- Born: Patrick Henson Guzman October 5, 1967 Canada
- Died: June 15, 2023 (aged 55) Toronto, Canada
- Occupation: Actor
- Years active: 1991–2019
- Spouse: Liezle Guzman
- Children: 3

= Patrick Guzman =

Canadian-Filipino actor (1967–2023)

Patrick Henson Guzman (October 5, 1967 – June 15, 2023) was a Canadian-Filipino actor who was prominent during the 1990s.

==Career==
Guzman's acting career began when he was noticed for featuring in a Swatch television commercial aired in the Philippines. From hereon, he made several appearances in television and film in the 1990s until the early 2000s.

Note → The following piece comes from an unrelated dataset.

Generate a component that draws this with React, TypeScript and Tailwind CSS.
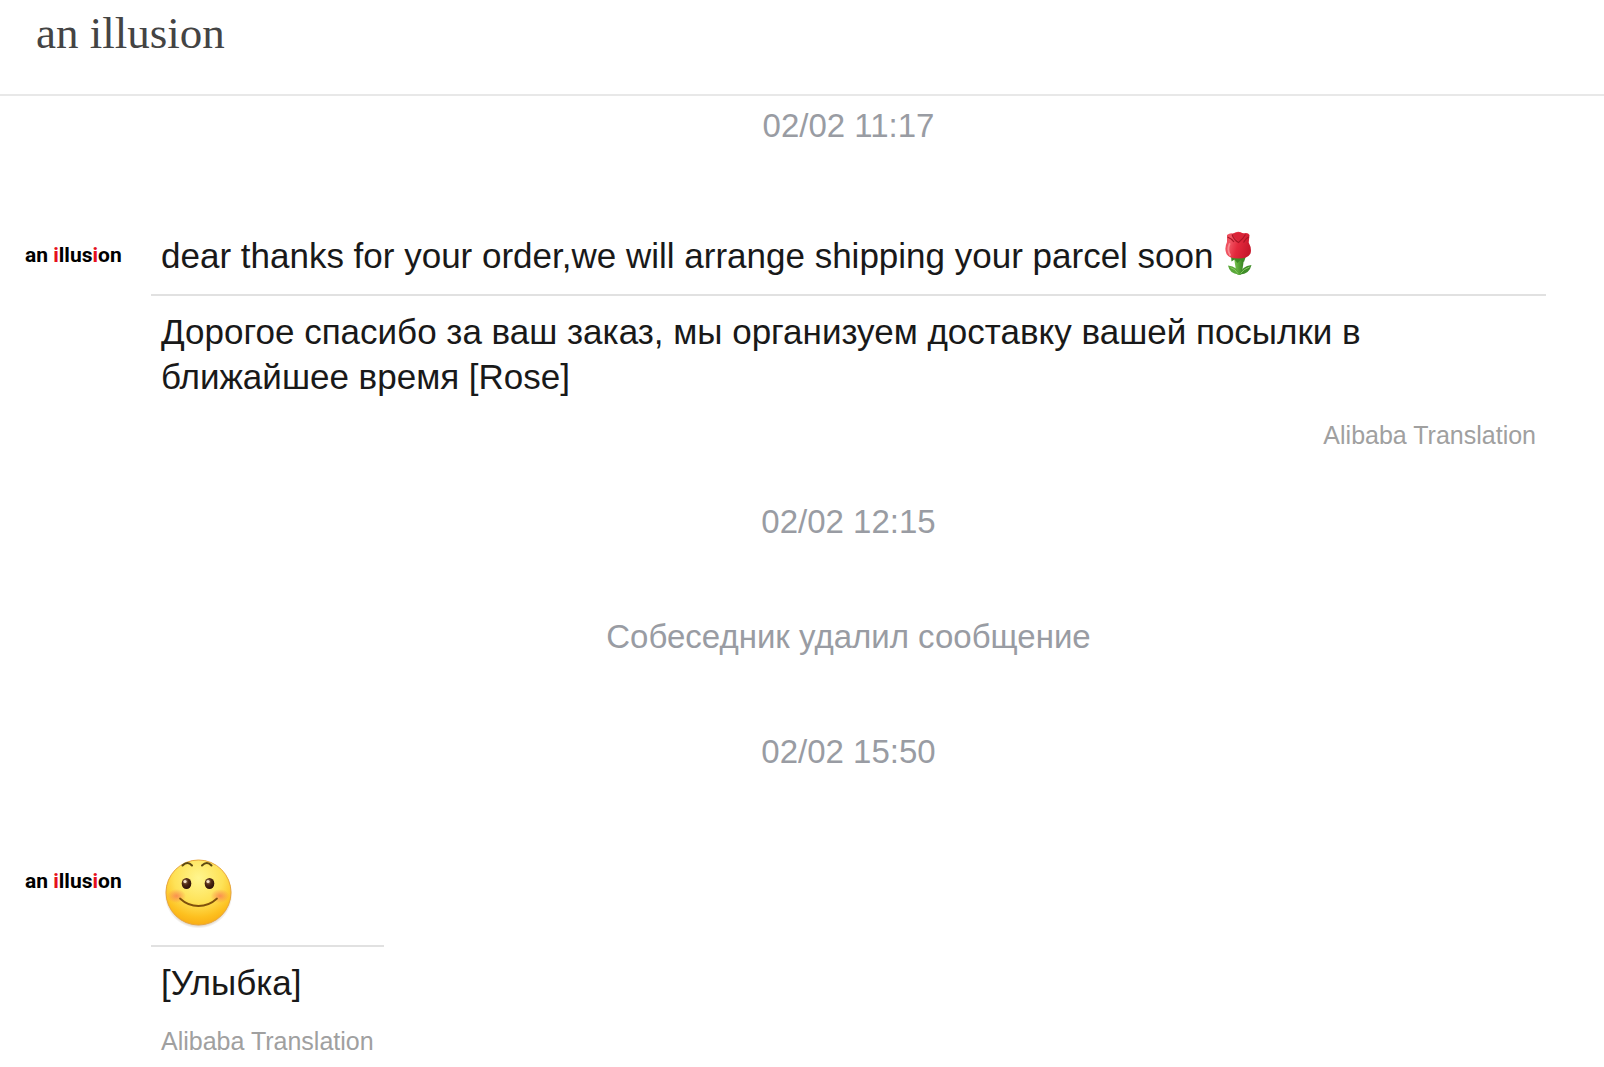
import type { ReactNode } from "react";

function Rose() {
  return (
    <svg viewBox="0 0 30 46" className="-mt-0.5 ml-[10px] h-[46px] w-[30px] shrink-0" role="img" aria-label="Rose">
      <defs>
        <linearGradient id="petal" x1="0" x2="1" y1="0.1" y2="0.4">
          <stop offset="0" stopColor="#ec4a58" />
          <stop offset="0.25" stopColor="#f05563" />
          <stop offset="0.55" stopColor="#e4293d" />
          <stop offset="1" stopColor="#c8182c" />
        </linearGradient>
        <linearGradient id="stem" x1="0" x2="1" y1="0" y2="0">
          <stop offset="0" stopColor="#7cc552" />
          <stop offset="0.5" stopColor="#55a336" />
          <stop offset="1" stopColor="#35801f" />
        </linearGradient>
      </defs>
      <path d="M10 27h10l-2 15.500q-3 3-5.500 0z" fill="url(#stem)" />
      <path d="M14.500 43.500q-.5-8-10.500-9Q5.500 42.500 14.500 43.500z" fill="#5aa83a" />
      <path d="M16 43.500q1.500-8.500 11.500-9.500-2 9-11.500 9.500z" fill="#3f8d29" />
      <path d="M6.500 36.500q5 1.500 7.500 6M25.500 36q-6 2-9 6.500" stroke="#86c95f" fill="none" />
      <path d="M7 25l.5 5.500 3-2 3 3.500 3-3 3.500 2 2-6z" fill="#3c8a26" />
      <path
        d="M3 4Q6 1.500 9 2.500q5.500-3.500 10 0 5-1.500 6.500 1.500l-.8 7.500q3.300 6 1.800 11Q24 27.500 14.500 27.500T2.500 23Q0 17.500 3 11z"
        fill="url(#petal)"
      />
      <path d="M8 3q6.500-3 13 0 0 4-6 7-6-3-7-7z" fill="#d92438" />
      <path
        d="M8 3.500q1.500 5 6.500 8Q19 8 21.500 3.500M3.500 6q4 1.500 6.500 5M25 6q-3 1-5.500 5.500"
        stroke="#a81525"
        strokeWidth="1.100"
        fill="none"
      />
      <path d="M5.500 13q-2.500 6 .5 11" stroke="#f78c93" strokeWidth="1.800" strokeLinecap="round" fill="none" />
    </svg>
  );
}

function Smile() {
  return (
    <svg viewBox="0 -1 70 70" className="ml-[3px] block size-[70px]" role="img" aria-label="Smile">
      <defs>
        <radialGradient id="face" cx="0.5" cy="0.28" r="0.75">
          <stop offset="0" stopColor="#fff68f" />
          <stop offset="0.5" stopColor="#fee257" />
          <stop offset="0.8" stopColor="#fdc01f" />
          <stop offset="1" stopColor="#f8a912" />
        </radialGradient>
        <radialGradient id="cheek">
          <stop offset="0" stopColor="#f98352" stopOpacity="0.85" />
          <stop offset="1" stopColor="#f98352" stopOpacity="0" />
        </radialGradient>
        <radialGradient id="shade">
          <stop offset="0.85" stopColor="#8a6a40" stopOpacity="0.45" />
          <stop offset="1" stopColor="#8a6a40" stopOpacity="0" />
        </radialGradient>
        <radialGradient id="eye" cx="0.38" cy="0.32" r="0.7">
          <stop offset="0" stopColor="#a8845f" />
          <stop offset="0.45" stopColor="#4e2814" />
          <stop offset="1" stopColor="#2c1008" />
        </radialGradient>
      </defs>
      <circle cx="34.500" cy="34.500" r="34" fill="url(#shade)" />
      <circle cx="34.500" cy="32.500" r="32.500" fill="url(#face)" stroke="#e8a63c" strokeWidth="1" />
      <ellipse cx="12.500" cy="36" rx="9.500" ry="7" fill="url(#cheek)" />
      <ellipse cx="56" cy="36" rx="9.500" ry="7" fill="url(#cheek)" />
      <path d="M18.500 5.500q5-5 9.500 0M38 5.500q5-5 9.500 0" stroke="#5e4a12" strokeWidth="2" strokeLinecap="round" fill="none" />
      <ellipse cx="22.500" cy="23.500" rx="4.800" ry="5.500" fill="url(#eye)" />
      <ellipse cx="45.500" cy="23.500" rx="4.800" ry="5.500" fill="url(#eye)" />
      <circle cx="21" cy="21.500" r="1.600" fill="#f4e3cb" />
      <circle cx="44" cy="21.500" r="1.600" fill="#f4e3cb" />
      <path d="M16 38.500q8 7.500 18.500 7.500T53 38.500" stroke="#80510c" strokeWidth="1.800" strokeLinecap="round" fill="none" />
    </svg>
  );
}

function ShopLogo() {
  return (
    <div className="w-[151px] shrink-0 pt-2 pl-[25px] font-['Roboto',sans-serif] text-[21px] leading-7 font-bold whitespace-nowrap text-black">
      an <span className="text-[#e5101c]">i</span>llus<span className="text-[#e5101c]">i</span>on
    </div>
  );
}

function Notice({ children }: { children: ReactNode }) {
  return <p className="pr-[58px] pl-[151px] text-center text-[33px] leading-10 text-[#999ca3]">{children}</p>;
}

type MessageProps = { original: ReactNode; translation: string; wide?: boolean };

function Message({ original, translation, wide }: MessageProps) {
  return (
    <article className="flex items-start pr-[58px] text-[35px] leading-[45px] text-[#191919]">
      <ShopLogo />
      <div className={wide ? "min-w-0 flex-1" : "min-w-0"}>
        <div className="border-b-2 border-[#e1e1e1] px-[10px] pb-4">{original}</div>
        <p className="px-[10px] pt-[13px]">{translation}</p>
        <p className={wide ? "mt-5 px-[10px] text-right text-[25px] leading-8 text-[#a0a0a0]" : "mt-5 px-[10px] text-[25px] leading-8 text-[#a0a0a0]"}>
          Alibaba Translation
        </p>
      </div>
    </article>
  );
}

export default function App() {
  return (
    <div className="min-h-screen bg-white font-['Liberation_Sans',Arial,sans-serif]">
      <header className="border-b-2 border-[#e8e8e8] px-9 pt-[7px] pb-[35px]">
        <h1 className="font-['Liberation_Serif',serif] text-[45px] leading-[52px] text-[#444]">an illusion</h1>
      </header>
      <main className="pt-[10px]">
        <Notice>02/02 11:17</Notice>
        <div className="mt-[87px]">
          <Message
            wide
            original={
              <div className="flex h-[45px] items-start">
                <p>dear thanks for your order,we will arrange shipping your parcel soon</p>
                <Rose />
              </div>
            }
            translation="Дорогое спасибо за ваш заказ, мы организуем доставку вашей посылки в ближайшее время [Rose]"
          />
        </div>
        <div className="mt-[51px] flex flex-col gap-[75px]">
          <Notice>02/02 12:15</Notice>
          <Notice>Собеседник удалил сообщение</Notice>
          <Notice>02/02 15:50</Notice>
        </div>
        <div className="mt-[87px]">
          <Message original={<Smile />} translation="[Улыбка]" />
        </div>
      </main>
    </div>
  );
}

Guzman signed up with Viva Films and was introduced in the film Andrew Ford Medina (1991). From then on, he was often part of films starring Andrew E., such as Mahirap Maging Pogi (1992) and Pretty Boy (1993). He was also part of films starring Sharon Cuneta such as Una Kang Naging Akin (1991) and Ikaw (1993). In 1994, he moved to OctoArts Films as a non-exclusive artist and starred in films such as O-Ha! Ako Pa? (1994), Koronang Itim (1994), Ben Balasador (1996), Halik ng Vampira (1997) and Malikot na Mondo (1999). Other films he appeared in include Sa Piling ng Iba (1998) and Sisa (1999) and Kung Ako Na Lang Sana (2003)

Guzman would become host of late night variety show Penthouse Party, as well as the game show Ready, Get Set, Go!. Guzman was co-host in the musical variety show VIP, with Vilma Santos.

In 2004, Guzman retired from the Philippine entertainment industry and returned to Canada where he would start his own family.

His last film appearance would be in the Canadian Filipino-language 2019 film BROmance The Movie by Beverly Vergel.

==Personal life and death==
Guzman was born and raised in Canada and had Canadian citizenship.

During his heyday in showbiz, Guzman was formerly linked to Gelli de Belen and Bb. Pilipinas International 1991 Patty Betita.

Guzman was married to Liezle and had three children.

Guzman died from a heart attack in Toronto, on June 15, 2023, at the age of 55.